## What is needed
Write out the material again word for word, dropping any images it holds.

## Dataset section
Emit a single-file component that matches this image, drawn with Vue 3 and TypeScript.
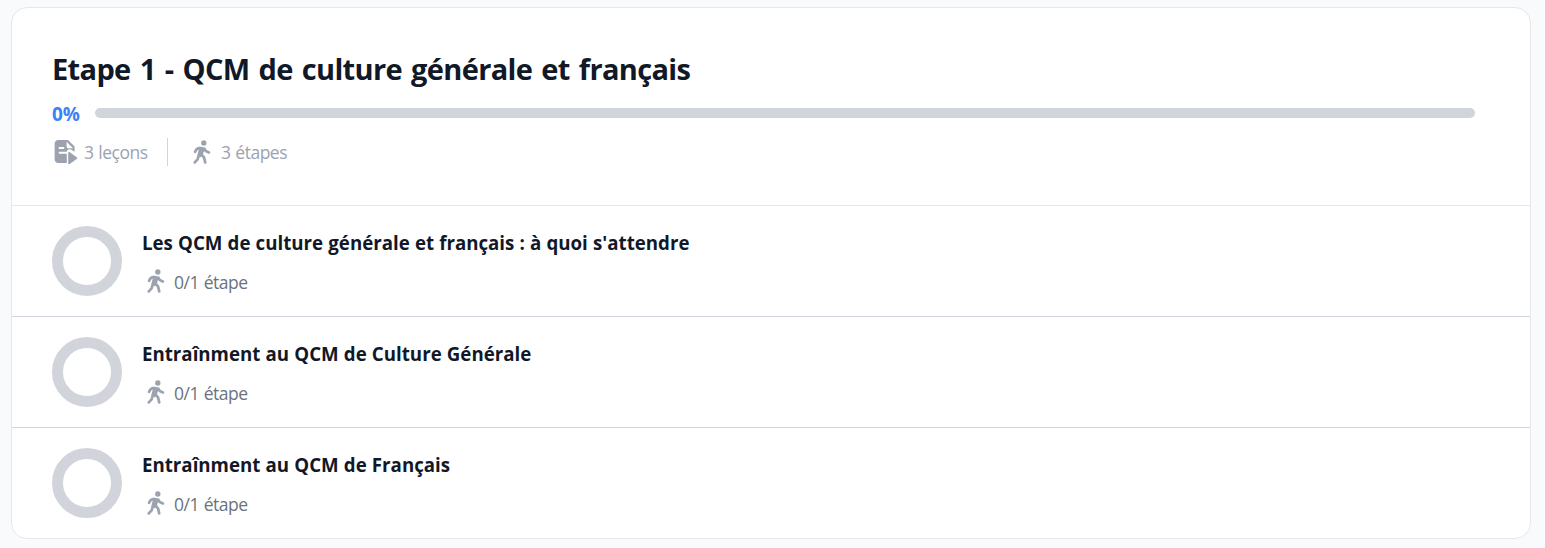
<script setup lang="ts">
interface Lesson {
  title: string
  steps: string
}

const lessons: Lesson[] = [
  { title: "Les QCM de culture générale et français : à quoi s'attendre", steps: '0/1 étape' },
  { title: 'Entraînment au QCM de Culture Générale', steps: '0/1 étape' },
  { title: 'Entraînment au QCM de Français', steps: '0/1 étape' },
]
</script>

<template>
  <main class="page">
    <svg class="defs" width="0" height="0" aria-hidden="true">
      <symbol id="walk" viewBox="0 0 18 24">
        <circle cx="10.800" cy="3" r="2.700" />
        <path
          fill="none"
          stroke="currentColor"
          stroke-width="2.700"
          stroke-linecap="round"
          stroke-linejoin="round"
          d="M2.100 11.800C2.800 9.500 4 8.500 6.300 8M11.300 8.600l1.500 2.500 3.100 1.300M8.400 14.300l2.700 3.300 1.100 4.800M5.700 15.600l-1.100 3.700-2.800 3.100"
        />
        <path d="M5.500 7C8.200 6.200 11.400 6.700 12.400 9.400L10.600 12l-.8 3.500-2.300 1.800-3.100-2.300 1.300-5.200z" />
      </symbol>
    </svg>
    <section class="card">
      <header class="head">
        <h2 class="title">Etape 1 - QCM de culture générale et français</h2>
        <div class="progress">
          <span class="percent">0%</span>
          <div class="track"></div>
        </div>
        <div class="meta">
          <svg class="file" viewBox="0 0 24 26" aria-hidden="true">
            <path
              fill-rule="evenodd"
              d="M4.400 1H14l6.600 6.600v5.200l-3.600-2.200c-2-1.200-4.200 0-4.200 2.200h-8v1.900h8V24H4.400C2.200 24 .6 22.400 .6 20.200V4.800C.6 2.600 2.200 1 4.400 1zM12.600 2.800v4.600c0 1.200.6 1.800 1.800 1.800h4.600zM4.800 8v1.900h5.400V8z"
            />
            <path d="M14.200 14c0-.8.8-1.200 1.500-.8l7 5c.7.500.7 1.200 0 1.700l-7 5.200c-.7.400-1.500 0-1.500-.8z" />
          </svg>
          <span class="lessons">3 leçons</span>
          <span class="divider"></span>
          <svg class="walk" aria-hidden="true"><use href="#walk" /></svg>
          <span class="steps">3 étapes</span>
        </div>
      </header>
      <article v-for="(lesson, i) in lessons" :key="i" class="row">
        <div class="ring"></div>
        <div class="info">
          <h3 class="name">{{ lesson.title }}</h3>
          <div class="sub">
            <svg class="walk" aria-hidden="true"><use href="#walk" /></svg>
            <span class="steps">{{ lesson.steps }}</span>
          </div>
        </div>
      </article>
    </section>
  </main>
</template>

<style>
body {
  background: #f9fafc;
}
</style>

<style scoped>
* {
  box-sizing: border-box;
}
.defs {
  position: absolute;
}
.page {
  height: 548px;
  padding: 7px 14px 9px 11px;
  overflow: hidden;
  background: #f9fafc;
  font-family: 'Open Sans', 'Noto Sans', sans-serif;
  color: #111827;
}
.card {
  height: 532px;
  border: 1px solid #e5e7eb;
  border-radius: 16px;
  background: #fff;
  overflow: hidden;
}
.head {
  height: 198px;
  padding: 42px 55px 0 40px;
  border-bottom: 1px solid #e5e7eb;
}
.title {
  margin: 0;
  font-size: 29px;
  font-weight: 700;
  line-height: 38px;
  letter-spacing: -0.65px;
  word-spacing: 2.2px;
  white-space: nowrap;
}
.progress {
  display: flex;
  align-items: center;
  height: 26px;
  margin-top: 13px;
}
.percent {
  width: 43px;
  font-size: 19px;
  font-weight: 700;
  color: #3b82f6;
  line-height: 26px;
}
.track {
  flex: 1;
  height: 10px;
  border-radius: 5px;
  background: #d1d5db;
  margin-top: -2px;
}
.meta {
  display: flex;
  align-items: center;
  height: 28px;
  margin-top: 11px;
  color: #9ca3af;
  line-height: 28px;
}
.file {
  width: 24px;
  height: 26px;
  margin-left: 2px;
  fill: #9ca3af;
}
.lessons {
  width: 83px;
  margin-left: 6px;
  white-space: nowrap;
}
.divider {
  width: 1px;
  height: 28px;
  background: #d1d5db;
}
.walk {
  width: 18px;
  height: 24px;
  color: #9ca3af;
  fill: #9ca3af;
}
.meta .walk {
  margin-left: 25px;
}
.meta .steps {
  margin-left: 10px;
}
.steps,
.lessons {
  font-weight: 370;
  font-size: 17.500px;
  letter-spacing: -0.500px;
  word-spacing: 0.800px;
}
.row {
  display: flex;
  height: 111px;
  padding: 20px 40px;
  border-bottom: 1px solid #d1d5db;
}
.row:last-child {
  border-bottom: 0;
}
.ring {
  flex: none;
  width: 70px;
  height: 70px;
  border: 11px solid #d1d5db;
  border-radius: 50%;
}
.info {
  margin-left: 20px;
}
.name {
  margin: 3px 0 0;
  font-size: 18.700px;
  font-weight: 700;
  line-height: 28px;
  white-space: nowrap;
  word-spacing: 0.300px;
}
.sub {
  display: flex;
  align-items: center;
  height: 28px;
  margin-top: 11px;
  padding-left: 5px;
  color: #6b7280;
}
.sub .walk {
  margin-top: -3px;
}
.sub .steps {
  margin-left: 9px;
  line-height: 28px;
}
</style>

## Right answer
Emit a single-file component that matches this image, drawn with Vue 3 and TypeScript.
<script setup lang="ts">
interface Lesson {
  title: string
  steps: string
}

const lessons: Lesson[] = [
  { title: "Les QCM de culture générale et français : à quoi s'attendre", steps: '0/1 étape' },
  { title: 'Entraînment au QCM de Culture Générale', steps: '0/1 étape' },
  { title: 'Entraînment au QCM de Français', steps: '0/1 étape' },
]
</script>

<template>
  <main class="page">
    <svg class="defs" width="0" height="0" aria-hidden="true">
      <symbol id="walk" viewBox="0 0 18 24">
        <circle cx="10.800" cy="3" r="2.700" />
        <path
          fill="none"
          stroke="currentColor"
          stroke-width="2.700"
          stroke-linecap="round"
          stroke-linejoin="round"
          d="M2.100 11.800C2.800 9.500 4 8.500 6.300 8M11.300 8.600l1.500 2.500 3.100 1.300M8.400 14.300l2.700 3.300 1.100 4.800M5.700 15.600l-1.100 3.700-2.800 3.100"
        />
        <path d="M5.500 7C8.200 6.200 11.400 6.700 12.400 9.400L10.600 12l-.8 3.500-2.300 1.800-3.100-2.300 1.300-5.200z" />
      </symbol>
    </svg>
    <section class="card">
      <header class="head">
        <h2 class="title">Etape 1 - QCM de culture générale et français</h2>
        <div class="progress">
          <span class="percent">0%</span>
          <div class="track"></div>
        </div>
        <div class="meta">
          <svg class="file" viewBox="0 0 24 26" aria-hidden="true">
            <path
              fill-rule="evenodd"
              d="M4.400 1H14l6.600 6.600v5.200l-3.600-2.200c-2-1.200-4.200 0-4.200 2.200h-8v1.900h8V24H4.400C2.200 24 .6 22.400 .6 20.200V4.800C.6 2.600 2.200 1 4.400 1zM12.600 2.800v4.600c0 1.200.6 1.800 1.800 1.800h4.600zM4.800 8v1.900h5.400V8z"
            />
            <path d="M14.200 14c0-.8.8-1.200 1.500-.8l7 5c.7.500.7 1.200 0 1.700l-7 5.200c-.7.400-1.500 0-1.500-.8z" />
          </svg>
          <span class="lessons">3 leçons</span>
          <span class="divider"></span>
          <svg class="walk" aria-hidden="true"><use href="#walk" /></svg>
          <span class="steps">3 étapes</span>
        </div>
      </header>
      <article v-for="(lesson, i) in lessons" :key="i" class="row">
        <div class="ring"></div>
        <div class="info">
          <h3 class="name">{{ lesson.title }}</h3>
          <div class="sub">
            <svg class="walk" aria-hidden="true"><use href="#walk" /></svg>
            <span class="steps">{{ lesson.steps }}</span>
          </div>
        </div>
      </article>
    </section>
  </main>
</template>

<style>
body {
  background: #f9fafc;
}
</style>

<style scoped>
* {
  box-sizing: border-box;
}
.defs {
  position: absolute;
}
.page {
  height: 548px;
  padding: 7px 14px 9px 11px;
  overflow: hidden;
  background: #f9fafc;
  font-family: 'Open Sans', 'Noto Sans', sans-serif;
  color: #111827;
}
.card {
  height: 532px;
  border: 1px solid #e5e7eb;
  border-radius: 16px;
  background: #fff;
  overflow: hidden;
}
.head {
  height: 198px;
  padding: 42px 55px 0 40px;
  border-bottom: 1px solid #e5e7eb;
}
.title {
  margin: 0;
  font-size: 29px;
  font-weight: 700;
  line-height: 38px;
  letter-spacing: -0.65px;
  word-spacing: 2.2px;
  white-space: nowrap;
}
.progress {
  display: flex;
  align-items: center;
  height: 26px;
  margin-top: 13px;
}
.percent {
  width: 43px;
  font-size: 19px;
  font-weight: 700;
  color: #3b82f6;
  line-height: 26px;
}
.track {
  flex: 1;
  height: 10px;
  border-radius: 5px;
  background: #d1d5db;
  margin-top: -2px;
}
.meta {
  display: flex;
  align-items: center;
  height: 28px;
  margin-top: 11px;
  color: #9ca3af;
  line-height: 28px;
}
.file {
  width: 24px;
  height: 26px;
  margin-left: 2px;
  fill: #9ca3af;
}
.lessons {
  width: 83px;
  margin-left: 6px;
  white-space: nowrap;
}
.divider {
  width: 1px;
  height: 28px;
  background: #d1d5db;
}
.walk {
  width: 18px;
  height: 24px;
  color: #9ca3af;
  fill: #9ca3af;
}
.meta .walk {
  margin-left: 25px;
}
.meta .steps {
  margin-left: 10px;
}
.steps,
.lessons {
  font-weight: 370;
  font-size: 17.500px;
  letter-spacing: -0.500px;
  word-spacing: 0.800px;
}
.row {
  display: flex;
  height: 111px;
  padding: 20px 40px;
  border-bottom: 1px solid #d1d5db;
}
.row:last-child {
  border-bottom: 0;
}
.ring {
  flex: none;
  width: 70px;
  height: 70px;
  border: 11px solid #d1d5db;
  border-radius: 50%;
}
.info {
  margin-left: 20px;
}
.name {
  margin: 3px 0 0;
  font-size: 18.700px;
  font-weight: 700;
  line-height: 28px;
  white-space: nowrap;
  word-spacing: 0.300px;
}
.sub {
  display: flex;
  align-items: center;
  height: 28px;
  margin-top: 11px;
  padding-left: 5px;
  color: #6b7280;
}
.sub .walk {
  margin-top: -3px;
}
.sub .steps {
  margin-left: 9px;
  line-height: 28px;
}
</style>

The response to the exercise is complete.